The Devil in the White City by Erik Larson

The Chicago World’s Fair of 1893 and its amazing ‘White City’ was one of the wonders of the world. This is the incredible story of its realization, and of the two men whose fates it one was an architect, the other a serial killer.

The architect was Daniel H. Burnham, the driving force behind the White City, the massive, visionary landscape of white buildings set in a wonderland of canals and gardens. The killer was H. H. Holmes, a handsome doctor with striking blue eyes. He used the attraction of the great fair – and his own devilish charms – to lure scores of young women to their deaths. While Burnham overcame politics, infighting, personality clashes and Chicago’s infamous weather to transform the swamps of Jackson Park into the greatest show on Earth, Holmes built his own edifice just west of the fairground. He called it the World’s Fair Hotel. In reality it was a torture palace, a gas chamber, a crematorium.

These two disparate but driven men together with a remarkable supporting cast of colourful characters, including as Buffalo Bill, George Ferris, Thomas Edison and some of the 27 million others who converged on the dazzling spectacle of the White City, are brought to life in this mesmerizing, murderous tale of the legendary Fair that transformed America and set it on course for the twentieth century.

I purchased a copy of this book for my own reading.

I love true crime so this book really caught my interest. It follows the crimes of H.H. Holmes, one of the first American serial killers who was at times believed to be Jack the Ripper. At a time when Chicago tried to put itself on the map with the 1893 World’s Fair, it seemed that darkness lurked.

The Devil in the White City by Erik Larson

I’ve read plenty of true crime books, so I had an idea of what to expect when going into this. I was settling in ready for a blow-by-blow timeline of the killer’s life, their crimes and how he was caught. The way Larson has chosen to present this is something really interesting in my opinion.

It reads like two stories in one.

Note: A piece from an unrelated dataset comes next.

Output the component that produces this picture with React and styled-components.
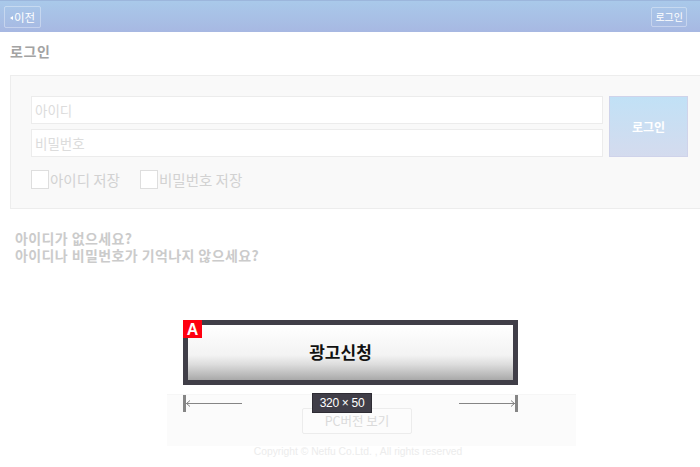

The first is the story of H.H. Holmes, how he came to Chicago, and the heinous acts he committed. The other, and arguably larger, part of this story is that of architect Daniel Burnham—the man who lobbied for and built the White City that formed the Chicago World’s Fair. And this is interesting, that this story seems to take up the larger portion of the book than that of Holmes.

But it makes total sense in this book. Without Burnham there likely would not have been a World’s Fair in Chicago. Without a World’s Fair, there wouldn’t have been an influx of tourists and labourers to the city. Without those, there wouldn’t have been the attraction that drew Holmes into the city where he would become one of America’s first serial killers. The Devil in the White City is a fascinating window into the hope and the depravity of a growing city in the late 19th.